## start GIVEN MATERIAL

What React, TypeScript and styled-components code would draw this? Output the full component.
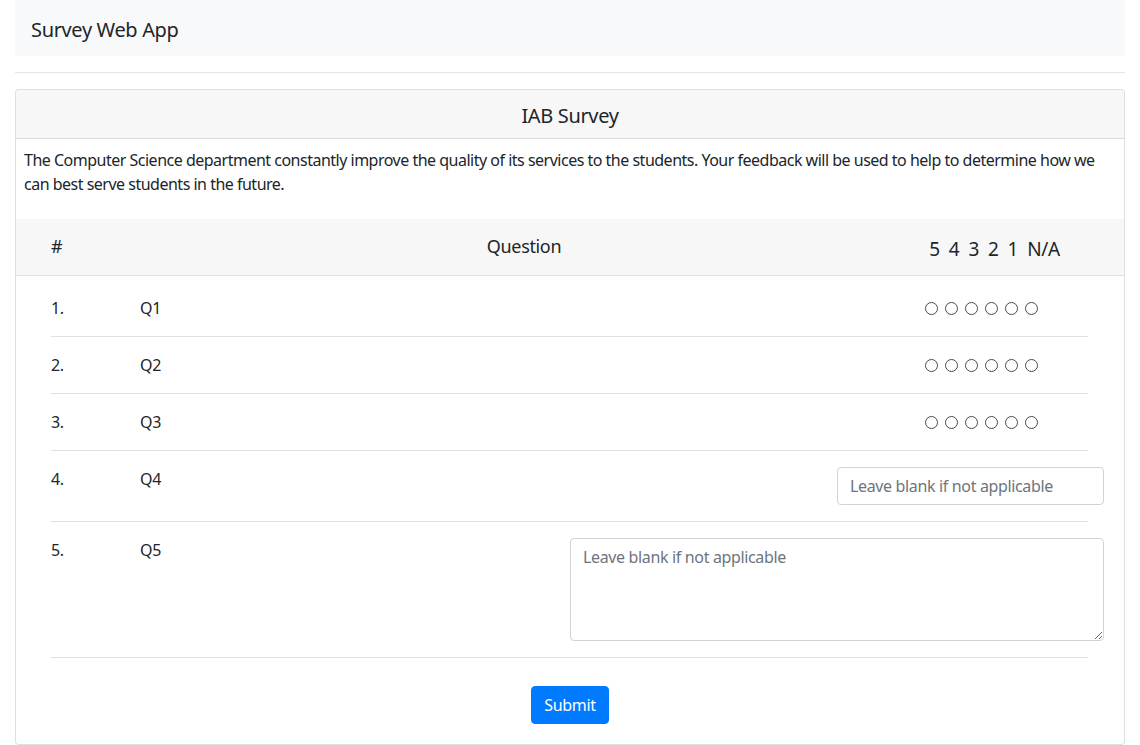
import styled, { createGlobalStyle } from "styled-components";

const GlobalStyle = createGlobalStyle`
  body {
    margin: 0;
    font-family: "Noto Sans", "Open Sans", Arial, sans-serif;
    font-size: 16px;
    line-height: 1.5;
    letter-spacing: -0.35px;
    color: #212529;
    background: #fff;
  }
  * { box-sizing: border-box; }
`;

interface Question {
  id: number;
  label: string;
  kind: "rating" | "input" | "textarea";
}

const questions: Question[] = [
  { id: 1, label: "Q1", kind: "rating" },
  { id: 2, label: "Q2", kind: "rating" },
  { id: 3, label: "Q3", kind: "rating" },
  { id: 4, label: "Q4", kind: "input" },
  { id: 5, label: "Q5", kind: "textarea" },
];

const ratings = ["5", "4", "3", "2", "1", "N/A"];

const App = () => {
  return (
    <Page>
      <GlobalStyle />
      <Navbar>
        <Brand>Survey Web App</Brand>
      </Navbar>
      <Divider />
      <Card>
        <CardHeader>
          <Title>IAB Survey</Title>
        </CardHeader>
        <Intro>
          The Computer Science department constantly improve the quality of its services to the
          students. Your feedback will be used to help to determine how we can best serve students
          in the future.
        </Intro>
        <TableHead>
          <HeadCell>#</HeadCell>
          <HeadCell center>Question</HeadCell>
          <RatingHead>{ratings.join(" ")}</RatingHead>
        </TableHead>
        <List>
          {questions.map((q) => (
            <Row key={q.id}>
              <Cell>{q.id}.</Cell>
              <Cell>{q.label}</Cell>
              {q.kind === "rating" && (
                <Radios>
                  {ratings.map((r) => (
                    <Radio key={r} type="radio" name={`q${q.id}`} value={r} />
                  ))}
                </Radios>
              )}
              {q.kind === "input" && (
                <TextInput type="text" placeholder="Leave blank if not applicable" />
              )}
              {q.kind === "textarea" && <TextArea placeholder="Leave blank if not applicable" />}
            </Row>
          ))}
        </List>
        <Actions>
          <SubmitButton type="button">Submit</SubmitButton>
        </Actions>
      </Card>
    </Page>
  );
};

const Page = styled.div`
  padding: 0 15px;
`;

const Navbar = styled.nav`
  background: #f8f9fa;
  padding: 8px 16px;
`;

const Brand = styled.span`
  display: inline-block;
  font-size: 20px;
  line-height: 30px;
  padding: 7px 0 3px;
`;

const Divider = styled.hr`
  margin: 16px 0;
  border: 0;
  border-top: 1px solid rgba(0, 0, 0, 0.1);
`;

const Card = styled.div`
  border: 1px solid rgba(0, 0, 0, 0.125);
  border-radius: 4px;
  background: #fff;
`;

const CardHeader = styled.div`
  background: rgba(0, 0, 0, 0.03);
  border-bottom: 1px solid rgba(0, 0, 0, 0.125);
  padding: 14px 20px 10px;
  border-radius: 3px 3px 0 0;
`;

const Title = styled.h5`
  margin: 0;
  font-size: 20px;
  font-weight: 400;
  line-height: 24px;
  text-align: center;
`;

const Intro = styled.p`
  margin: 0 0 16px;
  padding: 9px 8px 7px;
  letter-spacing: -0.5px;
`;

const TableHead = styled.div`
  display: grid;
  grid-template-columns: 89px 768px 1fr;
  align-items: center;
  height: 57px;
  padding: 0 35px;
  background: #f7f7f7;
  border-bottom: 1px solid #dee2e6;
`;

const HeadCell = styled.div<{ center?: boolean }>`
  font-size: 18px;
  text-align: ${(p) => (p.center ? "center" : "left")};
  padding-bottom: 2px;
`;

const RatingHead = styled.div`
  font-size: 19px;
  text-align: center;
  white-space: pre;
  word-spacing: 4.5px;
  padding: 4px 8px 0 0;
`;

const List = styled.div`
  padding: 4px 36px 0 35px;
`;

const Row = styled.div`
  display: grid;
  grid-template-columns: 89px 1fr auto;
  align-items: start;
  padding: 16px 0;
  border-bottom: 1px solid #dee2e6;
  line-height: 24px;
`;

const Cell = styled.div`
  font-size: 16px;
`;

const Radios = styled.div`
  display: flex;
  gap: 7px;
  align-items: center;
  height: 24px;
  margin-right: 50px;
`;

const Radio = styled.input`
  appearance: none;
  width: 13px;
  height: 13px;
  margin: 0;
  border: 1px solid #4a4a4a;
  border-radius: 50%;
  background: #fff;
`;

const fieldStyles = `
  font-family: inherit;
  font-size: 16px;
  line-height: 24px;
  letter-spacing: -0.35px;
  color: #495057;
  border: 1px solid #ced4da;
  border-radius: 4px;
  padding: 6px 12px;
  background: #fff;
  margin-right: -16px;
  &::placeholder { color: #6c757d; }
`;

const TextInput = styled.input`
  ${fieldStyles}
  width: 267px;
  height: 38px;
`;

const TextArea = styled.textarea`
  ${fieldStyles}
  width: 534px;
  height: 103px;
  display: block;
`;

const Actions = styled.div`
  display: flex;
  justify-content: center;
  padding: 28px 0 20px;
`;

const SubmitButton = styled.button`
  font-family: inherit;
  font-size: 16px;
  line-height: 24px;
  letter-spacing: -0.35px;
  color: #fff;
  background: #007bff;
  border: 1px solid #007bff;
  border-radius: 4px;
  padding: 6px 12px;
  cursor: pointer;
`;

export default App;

## end GIVEN MATERIAL

# [EXERCISE DETAILS]
Look over the material above and show each line where "components" appears.

# [TASK SOLUTION]
What React, TypeScript and styled-components code would draw this? Output the full component.
import styled, { createGlobalStyle } from "styled-components";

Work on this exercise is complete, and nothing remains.